Security had already been stepped up in the capital amid fears of an attack on Independence Day and last night questions were raised after it was reported that the national intelligence agency had warned the interior ministry at midnight that a suicide attack on Kabul was imminent.
Mr Davidson said there had been no specific threat against the British Council and the attack came as a "complete surprise and shock".
David Taylor-Smith, head of G4S in the UK and Africa, said: "We will be working with the British Council to review their security requirements. For now our efforts will focus on those killed and injured and supporting their families and friends."
The Afghan President, Hamid Karzai, condemned the attack, saying such strikes proved the insurgents were weak. However, it comes at a difficult time as Afghan forces begin the transition process for taking over security. They have become the victims of repeated attacks by insurgents determined to undermine their position.
The Council's role
* Fowzea Olomi, a fearless campaigner for women's rights in war-torn Afghanistan's Helmand province, insisted her greatest desire was to build schools.
"If we don't improve education the next generation will face the same situation, we won't have a real peace," she told me a fortnight ago.
Ask any Afghan, from the impoverished village farmers to the new governors, and they will list education as a top priority and the true key to a secure future.

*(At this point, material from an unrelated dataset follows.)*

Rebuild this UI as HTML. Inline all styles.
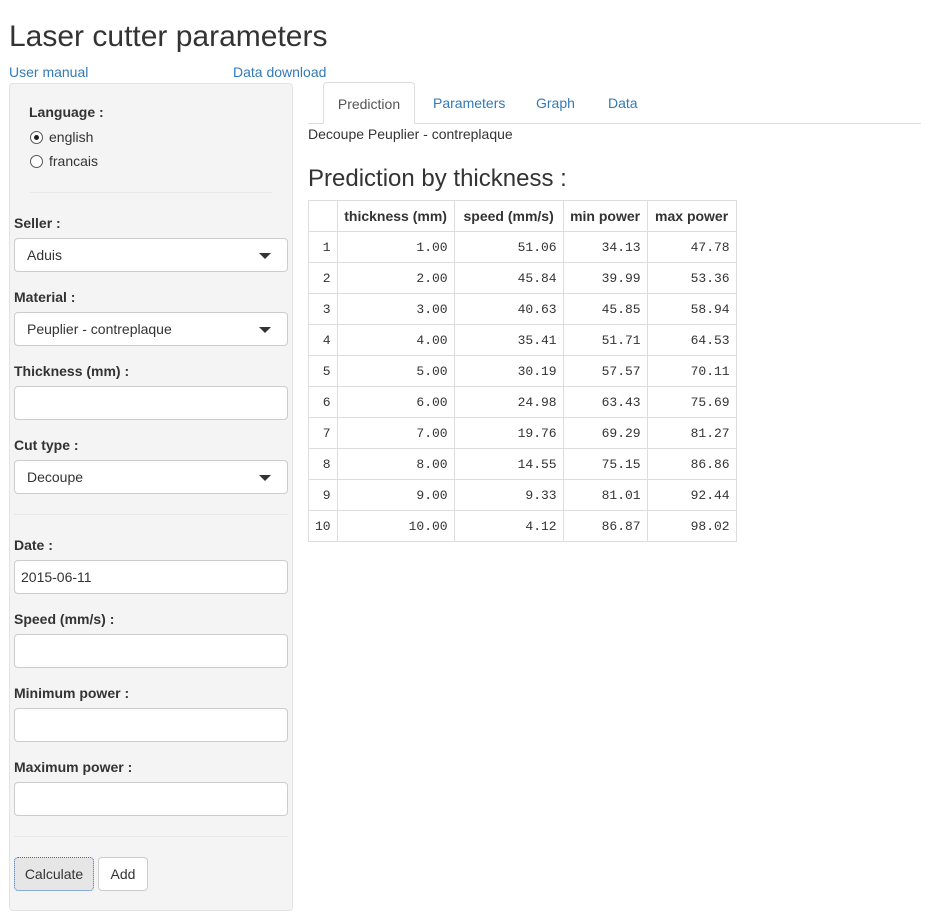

And that is precisely what the British Council has tried to promote in Afghanistan. Since returning to the country in 2002, its main focus has been teaching English, for which there has been an "overwhelming demand", as well as offering arts and educational programmes.
The charity, which promotes cultural relations in more than 100 countries, is part-funded by the Foreign and Commonwealth Office. However, it suffered swingeing cuts in the Budget last year with a 25 per cent reduction in its funding, £30m, over the next four years, reducing it to £149m.